Her arrival precipitated a lot of whispered arguments behind closed bedroom doors. My parents fought a lot anyway, so this wasn’t unusual. But there was something about this girl that was singularly upsetting for my mother. I wanted to ask questions, but I sensed that Claire was a forbidden topic.
I never saw Claire again. The whispers stopped, but the arguments didn’t. Claire disappeared from our lives as mysteriously as she had appeared.
Years later, I learned that Claire was my half-sister, my father’s daughter from a previous brief marriage. He had given her up to be adopted by his ex-wife’s new husband. The second revelation was that Claire wasn’t younger than I, but several years older, which accounted for her size. She had an intellectual, or developmental disability, which was the explanation for her childlike behavior. Two new concepts were dropped into my world — parents with a secret past, and children who are different.

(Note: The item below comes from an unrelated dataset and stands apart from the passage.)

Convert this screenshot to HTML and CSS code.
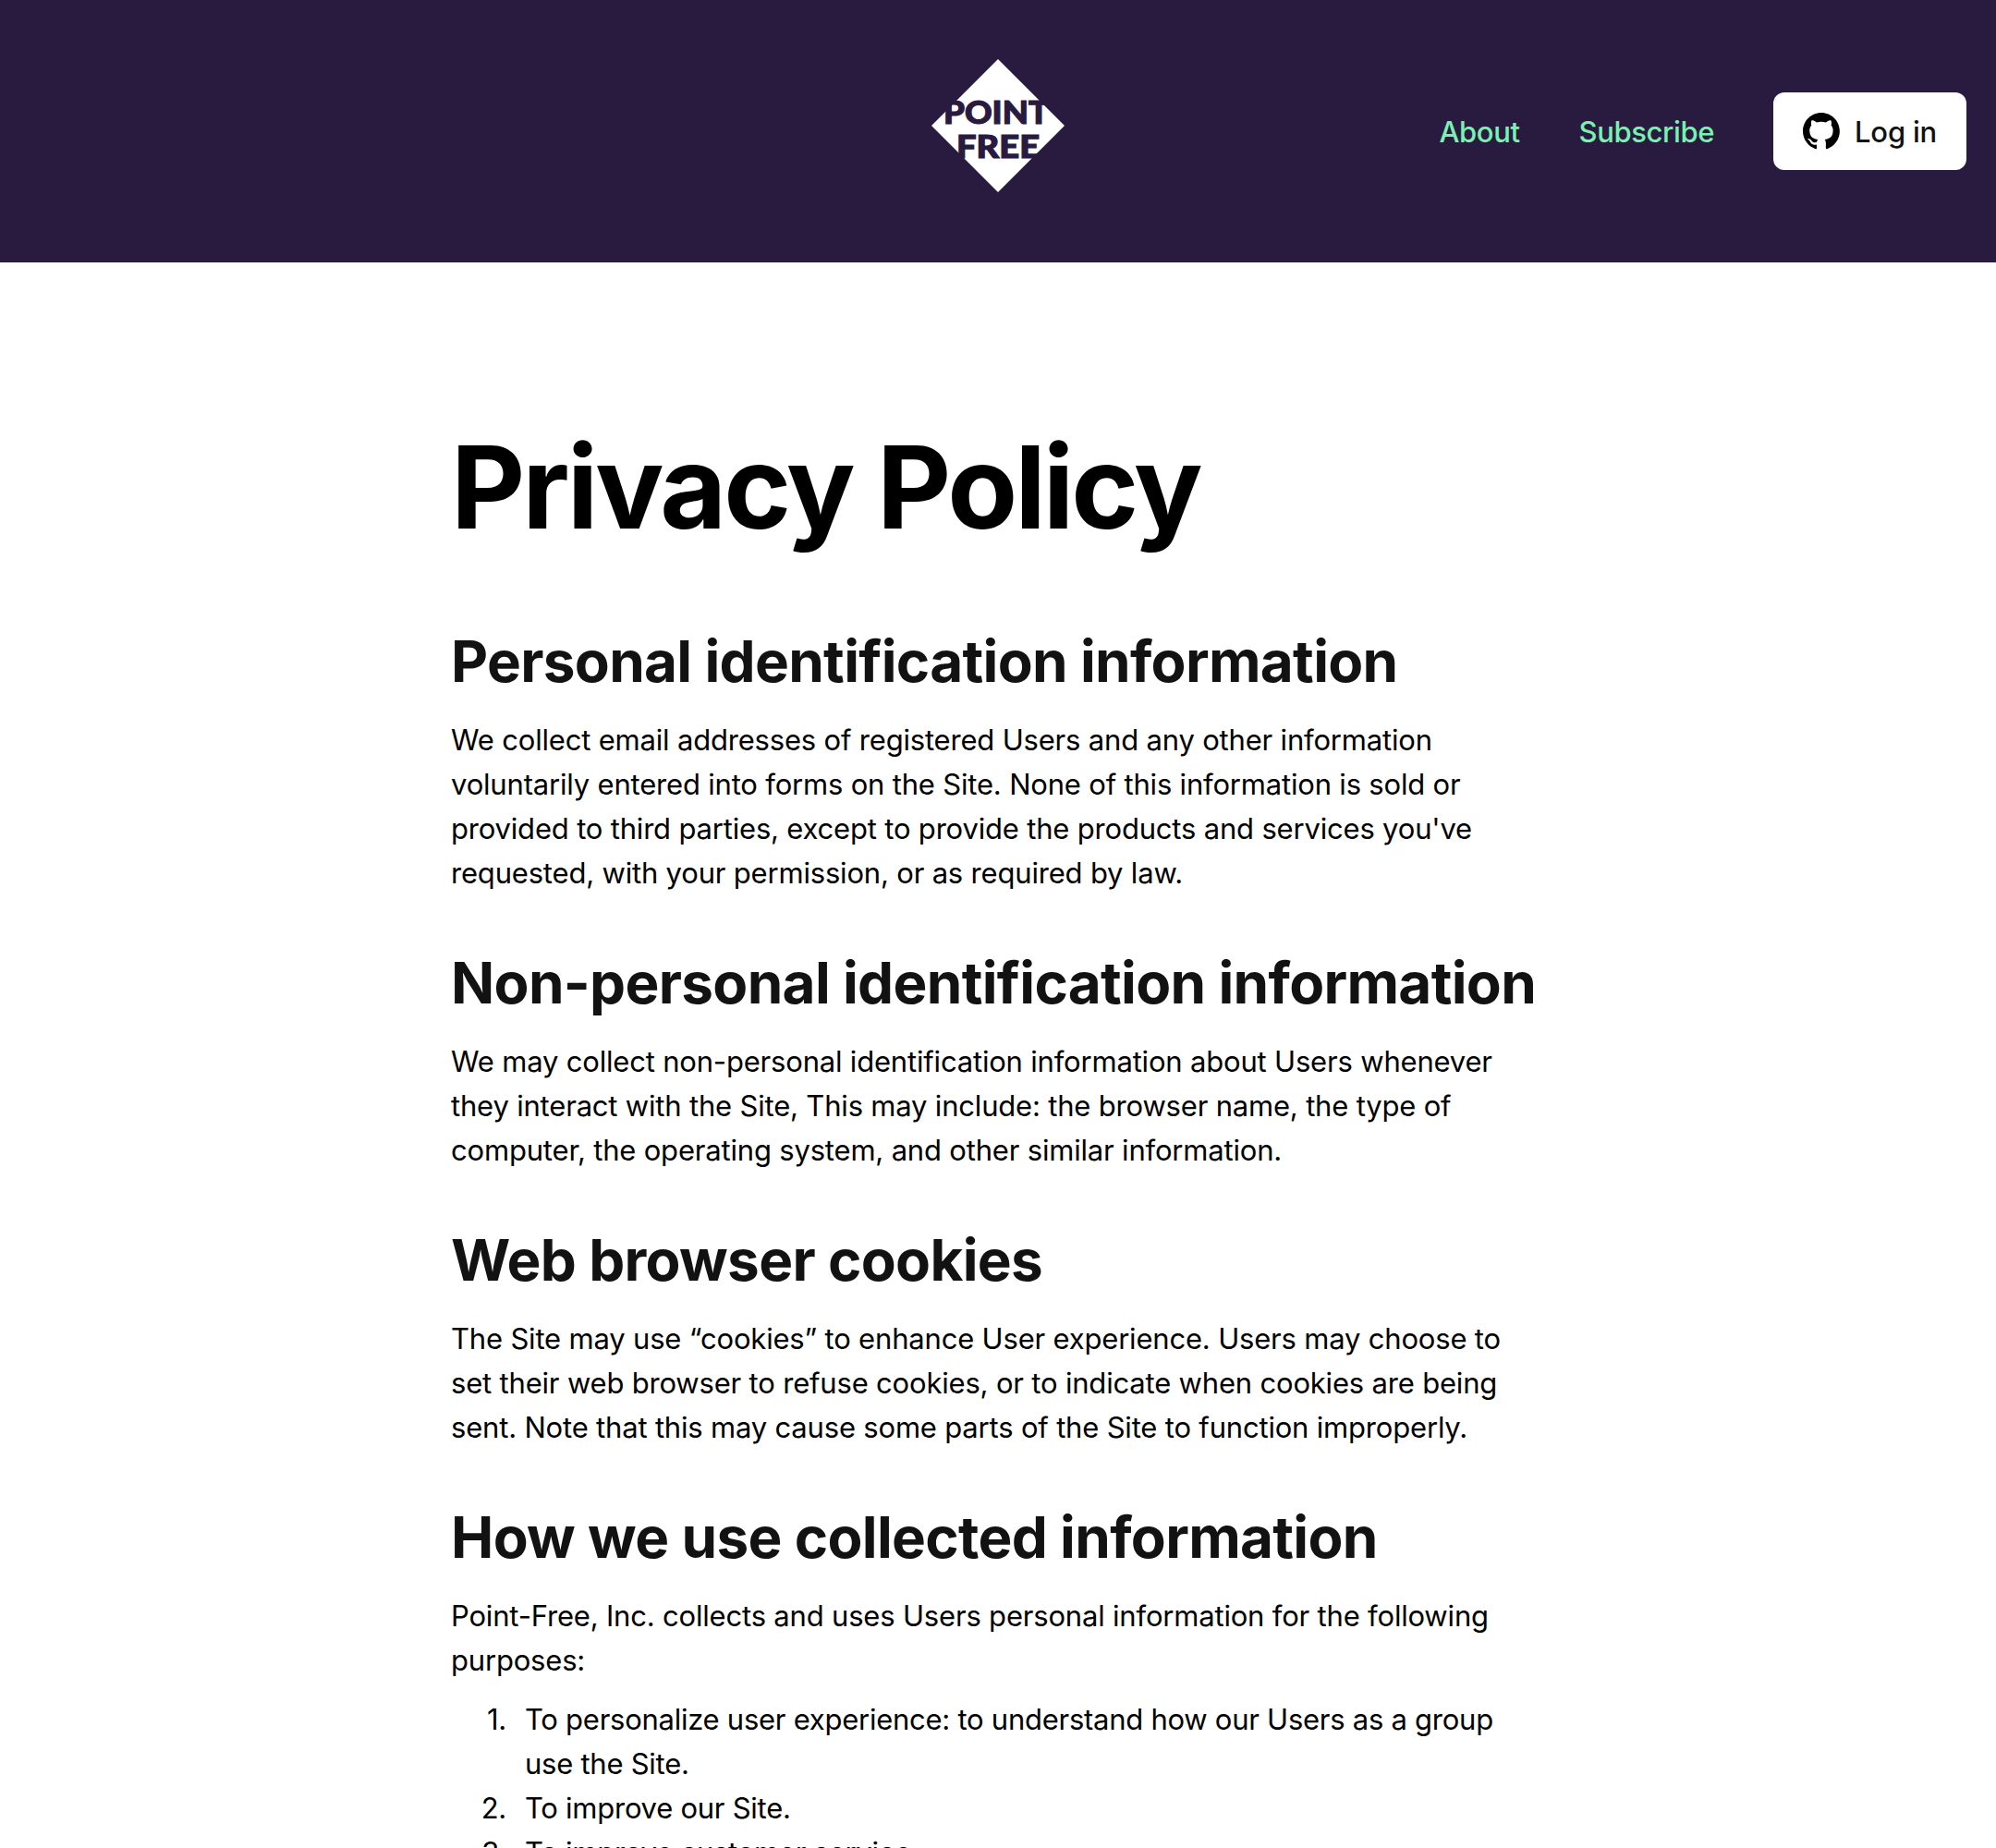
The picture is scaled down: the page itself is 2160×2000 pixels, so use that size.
FILE: index.html
```html
<!DOCTYPE html>
<html lang="en">
<head>
<meta charset="utf-8">
<title>Privacy Policy</title>
<link rel="stylesheet" href="styles.css">
</head>
<body>
<header class="site-header">
  <a class="logo" href="#">
    <svg width="144" height="144" viewBox="0 0 144 144">
      <path d="M72 0 144 72 72 144 0 72Z" fill="#fff"/>
      <text class="logo-text" x="13" y="70.4" textLength="114" lengthAdjust="spacingAndGlyphs">POINT</text>
      <text class="logo-text" x="27" y="106.9" textLength="90" lengthAdjust="spacingAndGlyphs">FREE</text>
    </svg>
  </a>
  <nav class="nav">
    <a class="nav-link" href="#">About</a>
    <a class="nav-link" href="#">Subscribe</a>
    <a class="login" href="#">
      <svg class="login-icon" width="40" height="40" viewBox="0 0 98 98"><path d="M48.854 0C21.839 0 0 22 0 49.217c0 21.756 13.993 40.172 33.405 46.69 2.427.49 3.316-1.059 3.316-2.362 0-1.141-.08-5.052-.08-9.127-13.59 2.934-16.42-5.867-16.42-5.867-2.184-5.704-5.42-7.17-5.42-7.17-4.448-3.015.324-3.015.324-3.015 4.934.326 7.523 5.052 7.523 5.052 4.367 7.496 11.404 5.378 14.235 4.074.404-3.178 1.699-5.378 3.074-6.6-10.839-1.141-22.243-5.378-22.243-24.283 0-5.378 1.94-9.778 5.014-13.2-.485-1.222-2.184-6.275.486-13.038 0 0 4.125-1.304 13.426 5.052a46.97 46.97 0 0 1 12.214-1.63c4.125 0 8.33.571 12.213 1.63 9.302-6.356 13.427-5.052 13.427-5.052 2.67 6.763.97 11.816.485 13.038 3.155 3.422 5.015 7.822 5.015 13.2 0 18.905-11.404 23.06-22.324 24.283 1.78 1.548 3.316 4.481 3.316 9.126 0 6.6-.08 11.897-.08 13.526 0 1.304.89 2.853 3.316 2.364 19.412-6.52 33.405-24.935 33.405-46.691C97.707 22 75.788 0 48.854 0z"/></svg>
      <span>Log in</span>
    </a>
  </nav>
</header>
<main class="content">
  <h1>Privacy Policy</h1>
  <h2>Personal identification information</h2>
  <p>We collect email addresses of registered Users and any other information voluntarily entered into forms on the Site. None of this information is sold or provided to third parties, except to provide the products and services you've requested, with your permission, or as required by law.</p>
  <h2>Non-personal identification information</h2>
  <p>We may collect non-personal identification information about Users whenever they interact with the Site, This may include: the browser name, the type of computer, the operating system, and other similar information.</p>
  <h2>Web browser cookies</h2>
  <p>The Site may use “cookies” to enhance User experience. Users may choose to set their web browser to refuse cookies, or to indicate when cookies are being sent. Note that this may cause some parts of the Site to function improperly.</p>
  <h2>How we use collected information</h2>
  <p>Point-Free, Inc. collects and uses Users personal information for the following purposes:</p>
  <ol>
    <li><span>To personalize user experience: to understand how our Users as a group use the Site.</span></li>
    <li><span>To improve our Site.</span></li>
    <li><span>To improve customer service.</span></li>
  </ol>
</main>
</body>
</html>
```
FILE: styles.css
```css
* { box-sizing: border-box; }

html { overflow: hidden; }

body {
  margin: 0;
  height: 2000px;
  overflow: hidden;
  background: #fff;
  color: #000;
  font-family: Inter, "Liberation Sans", sans-serif;
  font-size: 31px;
  line-height: 48px;
  letter-spacing: -0.186px;
}

a { text-decoration: none; }

/* Header */
.site-header {
  display: grid;
  grid-template-columns: 1fr 144px 1fr;
  align-items: start;
  height: 284px;
  padding: 64px 32px 0;
  background: #291a40;
}

.logo { grid-column: 2; height: 144px; }
.logo svg { display: block; }

.logo-text {
  font-family: Lato, sans-serif;
  font-weight: 900;
  font-size: 34.5px;
  letter-spacing: 0;
  fill: #291a40;
  stroke: #291a40;
  stroke-width: 1.2px;
}

.nav {
  display: flex;
  justify-content: flex-end;
  align-items: center;
  gap: 64px;
  margin-top: 36px;
  font-weight: 500;
  white-space: nowrap;
}

.nav-link {
  padding-top: 2px;
  color: #79f2b0;
  letter-spacing: -0.4px;
}

.login {
  display: flex;
  align-items: center;
  gap: 16px;
  width: 209px;
  height: 84px;
  padding-left: 32px;
  border-radius: 12px;
  background: #fff;
  color: #121212;
}

.login span { padding-top: 2px; }
.login-icon { fill: #000; }

/* Article */
.content {
  width: 1184px;
  margin: 0 auto;
  padding-top: 159px;
}

h1 {
  margin: 0 0 65px;
  font-size: 124px;
  line-height: 168px;
  font-weight: 700;
  letter-spacing: -3.04px;
}

h2 {
  margin: 55px 0 21px;
  font-size: 62px;
  line-height: 80px;
  font-weight: 700;
  letter-spacing: -0.69px;
  color: #121212;
  white-space: nowrap;
}

p { margin: 0; }

ol {
  margin: 16px 0 0;
  padding: 0;
  list-style: none;
  counter-reset: item;
}

li {
  display: grid;
  grid-template-columns: 60px 1fr;
  column-gap: 20px;
  letter-spacing: -0.26px;
  counter-increment: item;
}

li::before {
  content: counter(item) ".";
  text-align: right;
}
```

Upon learning this secret, I felt like I was instantly transformed into a character in a mystery novel. There were questions I didn’t dare ask. What was the story behind Claire? Why had she never been mentioned before? Who was my father’s first wife? And mostly, what else were my parents hiding?
I felt special, but alone. I had strict instructions to never tell another soul about this secret sister. If I could have told a friend, I might have discovered I wasn’t so different from other people.
I met a man who was born, and spent most of his adult life, in Scotland, before moving to Arizona.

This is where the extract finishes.